- The court appointed Africrypt liquidator has presented evidence that suggests the company’s wallets were empty months before the alleged hack
- A private detective has also found the Cajee brothers bought luxury cars, watches, and suits with investors’ money
- The brothers claimed last month that a hack had crippled the operation
The spending habits of Africrypt scam founders the Cajee brothers, which include a cash purchase of a customized Lamborghini Huracan, have been laid bare by private investigators, while auditors claim to have uncovered evidence that the Africrypt wallets were emptied months before the collapse of the platform. The brothers, Raees and Ameer, operated what they claimed was a cryptocurrency investment portal but is now widely seen to have been a Ponzi scheme, and are now in hiding, potentially with fast cars, luxury watches, and hundreds of millions of dollars in other people’s cryptocurrency.

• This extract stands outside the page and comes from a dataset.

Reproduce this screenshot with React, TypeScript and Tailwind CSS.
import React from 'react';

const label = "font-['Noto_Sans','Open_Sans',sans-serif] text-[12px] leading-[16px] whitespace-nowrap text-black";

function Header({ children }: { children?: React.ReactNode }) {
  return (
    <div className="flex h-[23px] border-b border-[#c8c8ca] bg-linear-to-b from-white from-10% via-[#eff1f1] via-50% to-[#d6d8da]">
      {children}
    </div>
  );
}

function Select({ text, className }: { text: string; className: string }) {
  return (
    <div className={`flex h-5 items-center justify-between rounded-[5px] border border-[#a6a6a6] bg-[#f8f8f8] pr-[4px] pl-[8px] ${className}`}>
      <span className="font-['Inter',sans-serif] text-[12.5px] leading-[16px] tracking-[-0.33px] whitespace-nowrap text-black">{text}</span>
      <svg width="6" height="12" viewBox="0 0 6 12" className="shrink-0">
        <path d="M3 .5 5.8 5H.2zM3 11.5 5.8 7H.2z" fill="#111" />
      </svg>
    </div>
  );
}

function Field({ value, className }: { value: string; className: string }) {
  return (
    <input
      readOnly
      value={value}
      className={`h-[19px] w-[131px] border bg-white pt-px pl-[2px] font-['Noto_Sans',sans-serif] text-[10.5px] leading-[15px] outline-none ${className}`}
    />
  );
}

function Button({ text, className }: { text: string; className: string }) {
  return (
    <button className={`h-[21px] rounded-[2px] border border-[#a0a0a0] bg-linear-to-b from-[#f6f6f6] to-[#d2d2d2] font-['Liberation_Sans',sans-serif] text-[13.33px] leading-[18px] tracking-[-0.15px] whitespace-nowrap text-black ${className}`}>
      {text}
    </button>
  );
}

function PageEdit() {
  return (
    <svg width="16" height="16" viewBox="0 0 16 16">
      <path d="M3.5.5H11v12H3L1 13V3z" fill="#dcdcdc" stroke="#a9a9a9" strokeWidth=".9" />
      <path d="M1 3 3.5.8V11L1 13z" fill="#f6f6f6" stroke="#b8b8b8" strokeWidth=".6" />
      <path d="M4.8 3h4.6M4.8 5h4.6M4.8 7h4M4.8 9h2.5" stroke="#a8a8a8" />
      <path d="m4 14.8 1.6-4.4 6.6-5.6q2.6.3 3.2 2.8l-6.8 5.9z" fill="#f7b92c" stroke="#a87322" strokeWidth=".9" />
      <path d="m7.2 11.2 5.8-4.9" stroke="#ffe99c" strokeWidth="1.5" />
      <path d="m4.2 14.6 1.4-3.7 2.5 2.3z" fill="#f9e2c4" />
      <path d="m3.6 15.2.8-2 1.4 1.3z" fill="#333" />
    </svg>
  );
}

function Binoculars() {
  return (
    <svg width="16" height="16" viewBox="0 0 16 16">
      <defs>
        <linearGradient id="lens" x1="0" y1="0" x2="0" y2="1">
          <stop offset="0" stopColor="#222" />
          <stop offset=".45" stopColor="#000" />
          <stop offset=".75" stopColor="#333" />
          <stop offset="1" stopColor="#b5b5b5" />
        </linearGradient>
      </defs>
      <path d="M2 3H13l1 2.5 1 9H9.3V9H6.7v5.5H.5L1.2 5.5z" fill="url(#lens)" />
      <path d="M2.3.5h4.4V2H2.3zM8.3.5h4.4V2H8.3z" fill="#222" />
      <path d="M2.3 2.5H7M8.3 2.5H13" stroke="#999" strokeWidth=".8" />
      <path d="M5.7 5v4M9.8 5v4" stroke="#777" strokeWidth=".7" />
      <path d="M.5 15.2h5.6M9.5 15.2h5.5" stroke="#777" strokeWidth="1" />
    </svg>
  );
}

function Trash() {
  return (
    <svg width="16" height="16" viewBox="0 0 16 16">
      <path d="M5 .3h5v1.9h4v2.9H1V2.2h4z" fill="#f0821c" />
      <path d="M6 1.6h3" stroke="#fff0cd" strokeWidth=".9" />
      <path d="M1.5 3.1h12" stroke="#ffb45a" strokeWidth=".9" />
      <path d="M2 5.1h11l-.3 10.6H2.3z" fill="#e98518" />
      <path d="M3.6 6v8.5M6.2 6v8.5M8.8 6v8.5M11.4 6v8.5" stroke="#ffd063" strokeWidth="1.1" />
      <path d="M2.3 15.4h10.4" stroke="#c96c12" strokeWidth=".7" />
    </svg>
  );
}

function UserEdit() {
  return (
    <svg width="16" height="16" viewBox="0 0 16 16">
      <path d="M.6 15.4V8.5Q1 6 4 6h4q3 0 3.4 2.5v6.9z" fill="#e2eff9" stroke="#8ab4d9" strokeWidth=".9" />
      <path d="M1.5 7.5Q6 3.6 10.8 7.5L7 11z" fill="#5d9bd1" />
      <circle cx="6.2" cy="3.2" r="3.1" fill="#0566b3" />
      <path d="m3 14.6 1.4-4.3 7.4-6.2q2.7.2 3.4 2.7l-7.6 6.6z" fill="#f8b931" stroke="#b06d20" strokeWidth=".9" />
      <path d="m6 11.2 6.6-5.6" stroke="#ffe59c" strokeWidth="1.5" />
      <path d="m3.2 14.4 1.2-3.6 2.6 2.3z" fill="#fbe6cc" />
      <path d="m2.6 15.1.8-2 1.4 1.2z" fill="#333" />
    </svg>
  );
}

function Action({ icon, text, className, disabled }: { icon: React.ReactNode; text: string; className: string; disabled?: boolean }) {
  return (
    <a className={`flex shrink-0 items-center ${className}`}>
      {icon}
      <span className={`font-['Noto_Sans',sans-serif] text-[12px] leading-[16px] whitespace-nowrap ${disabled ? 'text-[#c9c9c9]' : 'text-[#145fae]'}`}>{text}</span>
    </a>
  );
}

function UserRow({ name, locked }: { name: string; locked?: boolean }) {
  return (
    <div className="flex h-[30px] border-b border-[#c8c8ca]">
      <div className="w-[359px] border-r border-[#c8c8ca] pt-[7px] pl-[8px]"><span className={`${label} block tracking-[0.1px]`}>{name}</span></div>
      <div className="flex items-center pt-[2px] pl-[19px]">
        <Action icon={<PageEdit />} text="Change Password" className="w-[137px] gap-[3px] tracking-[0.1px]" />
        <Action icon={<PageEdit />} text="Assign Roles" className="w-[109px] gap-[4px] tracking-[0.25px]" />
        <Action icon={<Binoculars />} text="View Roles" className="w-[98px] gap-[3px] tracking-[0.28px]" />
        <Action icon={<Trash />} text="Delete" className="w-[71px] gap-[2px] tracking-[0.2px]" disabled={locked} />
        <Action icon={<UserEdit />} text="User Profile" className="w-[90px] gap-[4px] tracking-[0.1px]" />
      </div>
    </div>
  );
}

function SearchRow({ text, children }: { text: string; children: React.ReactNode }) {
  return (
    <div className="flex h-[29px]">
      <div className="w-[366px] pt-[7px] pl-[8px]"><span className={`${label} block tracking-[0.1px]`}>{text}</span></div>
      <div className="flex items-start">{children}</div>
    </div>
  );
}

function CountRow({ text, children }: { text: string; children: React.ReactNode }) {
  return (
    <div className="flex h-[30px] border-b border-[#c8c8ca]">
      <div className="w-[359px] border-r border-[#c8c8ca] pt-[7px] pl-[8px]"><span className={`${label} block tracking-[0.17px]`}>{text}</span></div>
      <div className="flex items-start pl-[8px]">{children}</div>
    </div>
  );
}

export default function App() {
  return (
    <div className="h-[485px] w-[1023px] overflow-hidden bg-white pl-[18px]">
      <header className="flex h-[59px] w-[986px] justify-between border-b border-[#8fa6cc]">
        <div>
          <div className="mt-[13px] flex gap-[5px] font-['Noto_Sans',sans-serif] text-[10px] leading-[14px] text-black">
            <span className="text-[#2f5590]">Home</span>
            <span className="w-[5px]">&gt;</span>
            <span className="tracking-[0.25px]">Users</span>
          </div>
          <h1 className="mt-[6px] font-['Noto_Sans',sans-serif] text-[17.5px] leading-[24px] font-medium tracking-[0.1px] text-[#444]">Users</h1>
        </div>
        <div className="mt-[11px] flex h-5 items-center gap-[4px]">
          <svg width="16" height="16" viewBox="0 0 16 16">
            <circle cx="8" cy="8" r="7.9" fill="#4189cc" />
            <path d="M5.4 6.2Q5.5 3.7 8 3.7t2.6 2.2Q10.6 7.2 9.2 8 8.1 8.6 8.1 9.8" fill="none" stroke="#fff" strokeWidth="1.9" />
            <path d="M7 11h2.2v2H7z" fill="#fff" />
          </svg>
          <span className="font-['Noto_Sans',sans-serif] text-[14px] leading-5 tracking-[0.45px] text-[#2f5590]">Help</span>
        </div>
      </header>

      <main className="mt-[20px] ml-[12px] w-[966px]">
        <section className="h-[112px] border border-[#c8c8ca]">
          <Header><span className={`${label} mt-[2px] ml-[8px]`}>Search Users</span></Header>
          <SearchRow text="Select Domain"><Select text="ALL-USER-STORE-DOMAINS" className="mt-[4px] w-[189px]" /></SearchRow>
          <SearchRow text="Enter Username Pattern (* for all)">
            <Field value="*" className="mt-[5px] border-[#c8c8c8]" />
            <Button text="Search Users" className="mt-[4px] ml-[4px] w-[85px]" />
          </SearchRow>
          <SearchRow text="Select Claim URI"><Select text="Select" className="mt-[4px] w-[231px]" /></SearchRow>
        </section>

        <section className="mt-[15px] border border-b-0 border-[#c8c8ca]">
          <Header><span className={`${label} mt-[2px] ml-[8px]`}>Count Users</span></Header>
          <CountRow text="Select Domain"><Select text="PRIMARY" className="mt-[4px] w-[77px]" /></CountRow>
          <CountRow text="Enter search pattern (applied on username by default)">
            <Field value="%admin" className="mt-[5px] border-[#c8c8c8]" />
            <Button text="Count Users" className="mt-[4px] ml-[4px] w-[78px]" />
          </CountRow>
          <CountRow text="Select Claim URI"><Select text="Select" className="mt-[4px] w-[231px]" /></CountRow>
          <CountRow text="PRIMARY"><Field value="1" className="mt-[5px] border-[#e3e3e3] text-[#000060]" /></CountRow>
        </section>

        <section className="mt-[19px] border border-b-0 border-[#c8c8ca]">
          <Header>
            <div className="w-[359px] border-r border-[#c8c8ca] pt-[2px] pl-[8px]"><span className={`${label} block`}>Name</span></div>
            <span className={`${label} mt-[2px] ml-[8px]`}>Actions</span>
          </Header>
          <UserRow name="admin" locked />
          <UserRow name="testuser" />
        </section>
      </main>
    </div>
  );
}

Investor Money Spent on Holiday, Cars, and Watches
Africrypt investors, and the crypto world at large, have been gripped by the saga which began last month when reports emerged of a billion dollar cryptocurrency investment fund going offline and the operators shutting off communications. The exact amount of money Africrypt took from investors is yet to be precisely quantified but the number is thought to be in the billions of dollars, and a private investigator hired to track down the funds has pinpointed where some of it went.
South African private investigator Sean Peirce has found that the Cajee brothers spent the money on the rental of a plush estate in Durban, watches, suits, and a customized Lamborghini Huracan, all paid in cash. They pair also booked luxury holidays with their investors’ money before announcing to investors that the platform had been hacked and would have to close.
Africrypt Wallets Emptied Prior to Hack Claim
According to African Bitcoin site Bitcoin.ke, the court-appointed liquidator filed a report to a South African high court which showed evidence that the cryptocurrency wallets belonging to Africrypt were not hacked but had instead been emptied months before the alleged hack. The liquidator added that the Cajee brothers are “intentionally not cooperating, and are deliberately hampering the investigation into the affair.”
As for the final destination of the funds, the liquidator claims that assets and funds were most likely moved from Africypt to directors, related companies, and close corporations. Once the tangled web of financial movements becomes clear, investors will have a better idea of how much of their money remains and how much they can expect to reclaim.